Everything has energy, even what we call the inanimate. And everything has its own energetic imprint and signature, its own frequency. You and I also have our own energetic signature. Even though “stuff” may be stored away, they are still adding layers of energy to our environment. Our subconscious mind (which records everything!) still knows.
Is this the level of loving care and attention we want to shower on items we once desired and even cherished? Hidden away? Or put in a bag to see if we want it in one month’s time? If it wasn’t something we wanted, it is a good time to ask ourselves, why in the world do we even have it? Are we scared of appearing ungrateful or feeling guilty if we re-gift something that does not spark joy in us?
One way to recirculate items, aside from recycling and upcycling, is inviting your friends and neighbours to a swap. Give everything a new chance of being loved and being useful.

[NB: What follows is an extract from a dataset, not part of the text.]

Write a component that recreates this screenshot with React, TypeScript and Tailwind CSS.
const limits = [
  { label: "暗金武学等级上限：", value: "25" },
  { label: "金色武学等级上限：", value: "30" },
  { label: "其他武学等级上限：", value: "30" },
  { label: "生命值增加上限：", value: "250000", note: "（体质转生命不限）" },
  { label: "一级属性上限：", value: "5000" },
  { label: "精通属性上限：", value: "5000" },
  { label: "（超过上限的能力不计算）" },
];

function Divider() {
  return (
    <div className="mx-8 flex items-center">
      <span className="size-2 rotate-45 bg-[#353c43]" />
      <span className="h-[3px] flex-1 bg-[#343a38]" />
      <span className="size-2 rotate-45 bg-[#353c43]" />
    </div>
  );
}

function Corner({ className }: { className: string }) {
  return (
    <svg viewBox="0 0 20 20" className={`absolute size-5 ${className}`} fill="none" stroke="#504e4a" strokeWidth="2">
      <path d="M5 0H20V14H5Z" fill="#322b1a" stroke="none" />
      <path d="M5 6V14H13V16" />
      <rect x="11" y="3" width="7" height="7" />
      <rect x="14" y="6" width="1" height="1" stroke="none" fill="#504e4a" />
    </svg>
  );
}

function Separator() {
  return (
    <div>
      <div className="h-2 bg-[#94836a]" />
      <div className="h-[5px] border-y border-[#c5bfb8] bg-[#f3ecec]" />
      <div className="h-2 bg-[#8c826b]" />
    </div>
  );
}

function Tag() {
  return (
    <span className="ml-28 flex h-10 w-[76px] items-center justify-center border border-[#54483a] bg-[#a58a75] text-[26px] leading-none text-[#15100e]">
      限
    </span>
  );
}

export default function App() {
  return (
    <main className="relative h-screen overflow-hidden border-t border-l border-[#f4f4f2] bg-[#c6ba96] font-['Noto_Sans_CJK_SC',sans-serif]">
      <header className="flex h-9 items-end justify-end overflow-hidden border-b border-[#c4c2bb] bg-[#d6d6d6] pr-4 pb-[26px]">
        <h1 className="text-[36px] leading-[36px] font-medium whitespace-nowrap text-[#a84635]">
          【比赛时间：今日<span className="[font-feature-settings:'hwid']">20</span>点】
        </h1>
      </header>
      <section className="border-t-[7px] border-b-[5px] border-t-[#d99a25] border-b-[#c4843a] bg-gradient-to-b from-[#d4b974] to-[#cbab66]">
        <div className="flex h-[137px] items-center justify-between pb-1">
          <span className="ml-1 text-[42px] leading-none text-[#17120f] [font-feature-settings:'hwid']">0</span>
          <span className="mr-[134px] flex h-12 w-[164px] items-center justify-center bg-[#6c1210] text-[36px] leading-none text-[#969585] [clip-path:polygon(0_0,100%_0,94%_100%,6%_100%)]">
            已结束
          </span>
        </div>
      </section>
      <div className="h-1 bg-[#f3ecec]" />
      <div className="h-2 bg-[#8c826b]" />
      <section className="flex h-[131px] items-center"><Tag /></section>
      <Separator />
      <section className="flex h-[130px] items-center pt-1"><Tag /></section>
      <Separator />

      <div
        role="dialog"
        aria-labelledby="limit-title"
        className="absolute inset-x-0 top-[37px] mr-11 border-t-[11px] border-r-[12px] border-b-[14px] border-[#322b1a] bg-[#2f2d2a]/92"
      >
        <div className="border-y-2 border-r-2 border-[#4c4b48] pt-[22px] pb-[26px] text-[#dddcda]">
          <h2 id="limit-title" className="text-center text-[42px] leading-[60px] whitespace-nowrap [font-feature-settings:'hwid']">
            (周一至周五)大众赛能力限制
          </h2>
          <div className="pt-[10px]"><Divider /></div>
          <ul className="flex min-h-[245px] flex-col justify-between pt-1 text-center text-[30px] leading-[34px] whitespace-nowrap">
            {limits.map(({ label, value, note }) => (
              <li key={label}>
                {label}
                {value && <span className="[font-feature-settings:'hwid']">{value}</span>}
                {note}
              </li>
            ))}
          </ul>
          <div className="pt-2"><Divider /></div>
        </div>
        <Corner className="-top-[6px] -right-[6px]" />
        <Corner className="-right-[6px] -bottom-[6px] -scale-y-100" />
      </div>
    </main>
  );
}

In line with the Buddhist tradition, non-attachment allows free movement of energy and freedom of choice. There is also a call to be present and sensitively awake to all that is in our environment, precisely because of this impermanence related to non-attachment.
When we go through the process of decluttering, we are often faced with difficult questions and choices. Many of us have probably hung on to that dress or those pants, thinking yeah one day … Or it’s a momento of a special period in our lives.

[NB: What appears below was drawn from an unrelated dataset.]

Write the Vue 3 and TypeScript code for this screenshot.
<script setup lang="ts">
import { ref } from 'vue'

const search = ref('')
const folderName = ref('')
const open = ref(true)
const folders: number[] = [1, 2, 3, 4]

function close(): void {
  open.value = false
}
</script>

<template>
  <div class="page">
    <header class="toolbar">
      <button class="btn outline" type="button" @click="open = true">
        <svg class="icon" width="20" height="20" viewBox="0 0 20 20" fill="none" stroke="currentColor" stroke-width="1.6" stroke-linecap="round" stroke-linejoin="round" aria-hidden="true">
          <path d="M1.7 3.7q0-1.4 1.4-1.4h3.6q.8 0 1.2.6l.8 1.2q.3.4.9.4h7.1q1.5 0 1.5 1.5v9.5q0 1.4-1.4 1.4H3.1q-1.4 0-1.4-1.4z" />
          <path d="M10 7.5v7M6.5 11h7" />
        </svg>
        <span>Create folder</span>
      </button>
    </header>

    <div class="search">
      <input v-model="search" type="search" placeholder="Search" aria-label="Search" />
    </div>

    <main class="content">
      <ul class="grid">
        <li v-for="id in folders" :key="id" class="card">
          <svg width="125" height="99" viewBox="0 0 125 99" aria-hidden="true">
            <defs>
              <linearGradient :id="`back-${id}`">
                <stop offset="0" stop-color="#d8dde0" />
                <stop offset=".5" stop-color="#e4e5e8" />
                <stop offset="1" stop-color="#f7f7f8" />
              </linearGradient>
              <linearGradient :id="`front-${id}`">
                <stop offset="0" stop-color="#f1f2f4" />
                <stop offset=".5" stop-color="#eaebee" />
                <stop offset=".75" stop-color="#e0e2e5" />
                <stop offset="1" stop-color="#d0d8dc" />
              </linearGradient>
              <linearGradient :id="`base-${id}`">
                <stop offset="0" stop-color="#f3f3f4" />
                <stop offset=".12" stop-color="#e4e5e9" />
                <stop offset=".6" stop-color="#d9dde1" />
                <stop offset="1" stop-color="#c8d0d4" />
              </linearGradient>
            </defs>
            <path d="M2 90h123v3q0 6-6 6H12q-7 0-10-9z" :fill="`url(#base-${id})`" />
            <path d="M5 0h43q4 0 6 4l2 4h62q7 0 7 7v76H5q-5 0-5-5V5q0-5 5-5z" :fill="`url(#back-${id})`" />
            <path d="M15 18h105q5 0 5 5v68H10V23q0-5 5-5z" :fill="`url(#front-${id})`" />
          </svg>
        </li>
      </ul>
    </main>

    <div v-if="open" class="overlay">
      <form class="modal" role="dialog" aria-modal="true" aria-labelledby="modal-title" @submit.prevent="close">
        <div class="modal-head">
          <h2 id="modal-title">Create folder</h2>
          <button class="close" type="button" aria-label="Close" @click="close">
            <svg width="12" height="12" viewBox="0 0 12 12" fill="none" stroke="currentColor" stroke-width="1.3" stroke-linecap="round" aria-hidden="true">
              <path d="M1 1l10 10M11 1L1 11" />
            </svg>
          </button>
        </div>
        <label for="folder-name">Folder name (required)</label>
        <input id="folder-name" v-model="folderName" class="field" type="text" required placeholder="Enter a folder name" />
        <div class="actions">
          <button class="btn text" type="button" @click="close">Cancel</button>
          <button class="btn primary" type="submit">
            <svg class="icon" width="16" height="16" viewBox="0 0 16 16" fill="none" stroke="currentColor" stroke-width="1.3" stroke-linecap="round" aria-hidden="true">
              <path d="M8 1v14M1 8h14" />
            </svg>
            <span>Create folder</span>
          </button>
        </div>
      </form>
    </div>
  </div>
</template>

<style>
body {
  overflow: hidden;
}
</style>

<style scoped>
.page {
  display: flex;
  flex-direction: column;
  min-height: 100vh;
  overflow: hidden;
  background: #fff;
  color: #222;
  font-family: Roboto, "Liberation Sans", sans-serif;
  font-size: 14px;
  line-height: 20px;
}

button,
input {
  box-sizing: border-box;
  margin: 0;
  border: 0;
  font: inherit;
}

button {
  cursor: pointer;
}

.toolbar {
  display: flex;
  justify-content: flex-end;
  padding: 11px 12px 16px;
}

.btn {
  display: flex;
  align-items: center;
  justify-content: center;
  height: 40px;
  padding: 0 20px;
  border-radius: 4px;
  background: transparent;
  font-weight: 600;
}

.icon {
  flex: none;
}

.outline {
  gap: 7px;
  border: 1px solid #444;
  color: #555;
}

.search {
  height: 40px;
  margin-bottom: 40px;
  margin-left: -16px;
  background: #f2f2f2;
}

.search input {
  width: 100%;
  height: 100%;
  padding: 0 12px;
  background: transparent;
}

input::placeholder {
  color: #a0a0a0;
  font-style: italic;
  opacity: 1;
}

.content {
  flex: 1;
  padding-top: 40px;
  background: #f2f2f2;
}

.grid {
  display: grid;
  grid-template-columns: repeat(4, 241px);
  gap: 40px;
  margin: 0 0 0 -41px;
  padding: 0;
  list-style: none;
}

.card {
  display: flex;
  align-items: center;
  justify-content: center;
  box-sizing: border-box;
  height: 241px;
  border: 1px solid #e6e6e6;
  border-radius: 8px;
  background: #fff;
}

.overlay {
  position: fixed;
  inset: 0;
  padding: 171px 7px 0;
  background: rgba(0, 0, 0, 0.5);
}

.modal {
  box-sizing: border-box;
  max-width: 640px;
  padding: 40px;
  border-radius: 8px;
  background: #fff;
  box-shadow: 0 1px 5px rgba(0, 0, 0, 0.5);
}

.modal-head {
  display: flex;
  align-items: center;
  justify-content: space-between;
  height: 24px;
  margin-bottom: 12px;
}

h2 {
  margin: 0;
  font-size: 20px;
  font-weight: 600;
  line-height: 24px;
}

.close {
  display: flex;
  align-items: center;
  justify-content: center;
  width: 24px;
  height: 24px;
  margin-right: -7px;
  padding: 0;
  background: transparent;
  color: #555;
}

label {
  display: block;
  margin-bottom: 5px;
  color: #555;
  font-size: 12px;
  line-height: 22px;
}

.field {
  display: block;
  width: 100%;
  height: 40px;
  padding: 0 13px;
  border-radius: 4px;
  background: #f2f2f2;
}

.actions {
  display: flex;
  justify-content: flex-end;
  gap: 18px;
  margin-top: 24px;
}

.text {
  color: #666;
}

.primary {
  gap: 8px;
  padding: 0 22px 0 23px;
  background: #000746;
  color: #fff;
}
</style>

There is a place and time for everything. How would it feel to be surrounded by what is meaningful and inspiring? To create a state of equanimity, what Russ Hudson calls “spaciousness of heart”?
Looking at these relationships, these people, this stuff helps move us forward to a real spring in life. Emotional baggage, as we all know, can sabotage a good thing. To do a declutter/tidy and reset, we have to be honest with ourselves and in this seemingly simply action, we can be transformed.
Let us focus on what sparks joy in us and let go of those items that no longer do.
Let us spring forward, knowing that there are more wonderful memories to be made in the present and the future.
Let us declutter for real and make room for the new.